**Written instruction:**
Report how many lines hold the word "React"; give nothing but the number.

# # #

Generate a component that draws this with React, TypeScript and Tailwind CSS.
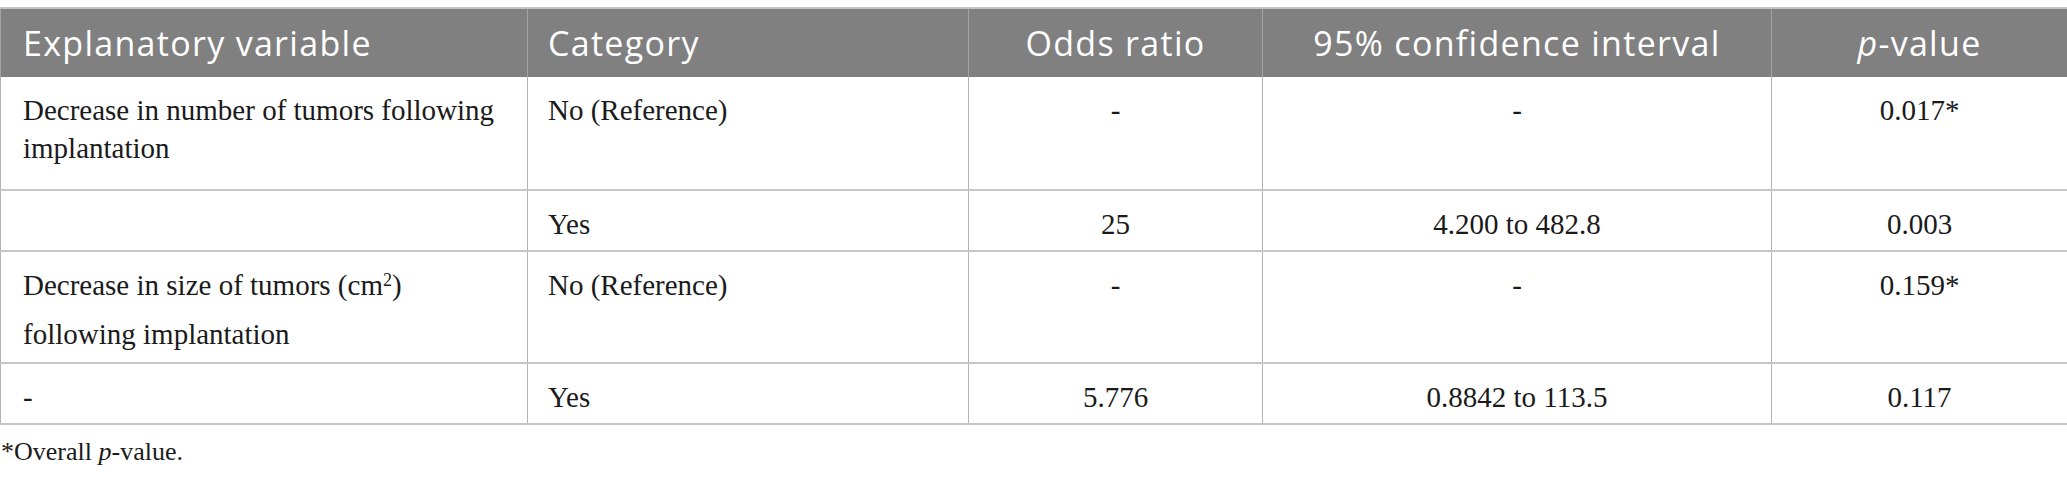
import React from "react";

const serif = { fontFamily: '"Liberation Serif", "Times New Roman", serif' };

const th =
  "h-[69px] bg-[#808080] text-white font-normal text-[34px] tracking-[1.3px] align-middle border-x border-x-[#a3a3a3] border-t-2 border-t-[#c4c4c4] px-[22px]";
const td =
  "align-top pt-[14px] px-[20px] text-[29px] leading-[38px] text-[#1a1a1a] border-x border-x-[#b3b3b3] border-b-2 border-b-[#c6c6c6]";

export default function App() {
  return (
    <div className="w-[2067px] h-[481px] bg-white pt-[7px]">
      <table className="border-collapse table-fixed w-[2067px]">
        <colgroup>
          <col className="w-[527px]" />
          <col className="w-[441px]" />
          <col className="w-[294px]" />
          <col className="w-[509px]" />
          <col className="w-[296px]" />
        </colgroup>
        <thead>
          <tr style={{ fontFamily: '"Open Sans", "Noto Sans", sans-serif' }}>
            <th className={`${th} text-left`}>Explanatory variable</th>
            <th className={`${th} text-left !px-[20px]`}>Category</th>
            <th className={`${th} text-center`}>Odds ratio</th>
            <th className={`${th} text-center`}>95% confidence interval</th>
            <th className={`${th} text-center`}>
              <i>p</i>-value
            </th>
          </tr>
        </thead>
        <tbody style={serif}>
          <tr className="h-[113px]">
            <td className={`${td} !pl-[22px]`}>Decrease in number of tumors following implantation</td>
            <td className={td}>No (Reference)</td>
            <td className={`${td} text-center`}>-</td>
            <td className={`${td} text-center`}>-</td>
            <td className={`${td} text-center`}>0.017*</td>
          </tr>
          <tr className="h-[61px]">
            <td className={`${td} !pl-[22px]`}></td>
            <td className={td}>Yes</td>
            <td className={`${td} text-center`}>25</td>
            <td className={`${td} text-center`}>4.200 to 482.8</td>
            <td className={`${td} text-center`}>0.003</td>
          </tr>
          <tr className="h-[112px]">
            <td className={`${td} !pl-[22px]`}>
              Decrease in size of tumors (cm
              <sup className="static top-0 inline-block text-[18px] align-[9px] leading-[18px] pb-[26px]">2</sup>) following implantation
            </td>
            <td className={td}>No (Reference)</td>
            <td className={`${td} text-center`}>-</td>
            <td className={`${td} text-center`}>-</td>
            <td className={`${td} text-center`}>0.159*</td>
          </tr>
          <tr className="h-[61px]">
            <td className={`${td} !pl-[22px]`}>-</td>
            <td className={td}>Yes</td>
            <td className={`${td} text-center`}>5.776</td>
            <td className={`${td} text-center`}>0.8842 to 113.5</td>
            <td className={`${td} text-center`}>0.117</td>
          </tr>
        </tbody>
      </table>
      <p className="mt-[11px] pl-[1px] text-[26px] leading-[32px] text-[#1a1a1a]" style={serif}>
        *Overall <i>p</i>-value.
      </p>
    </div>
  );
}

# # #

**Solution to the exercise:**
2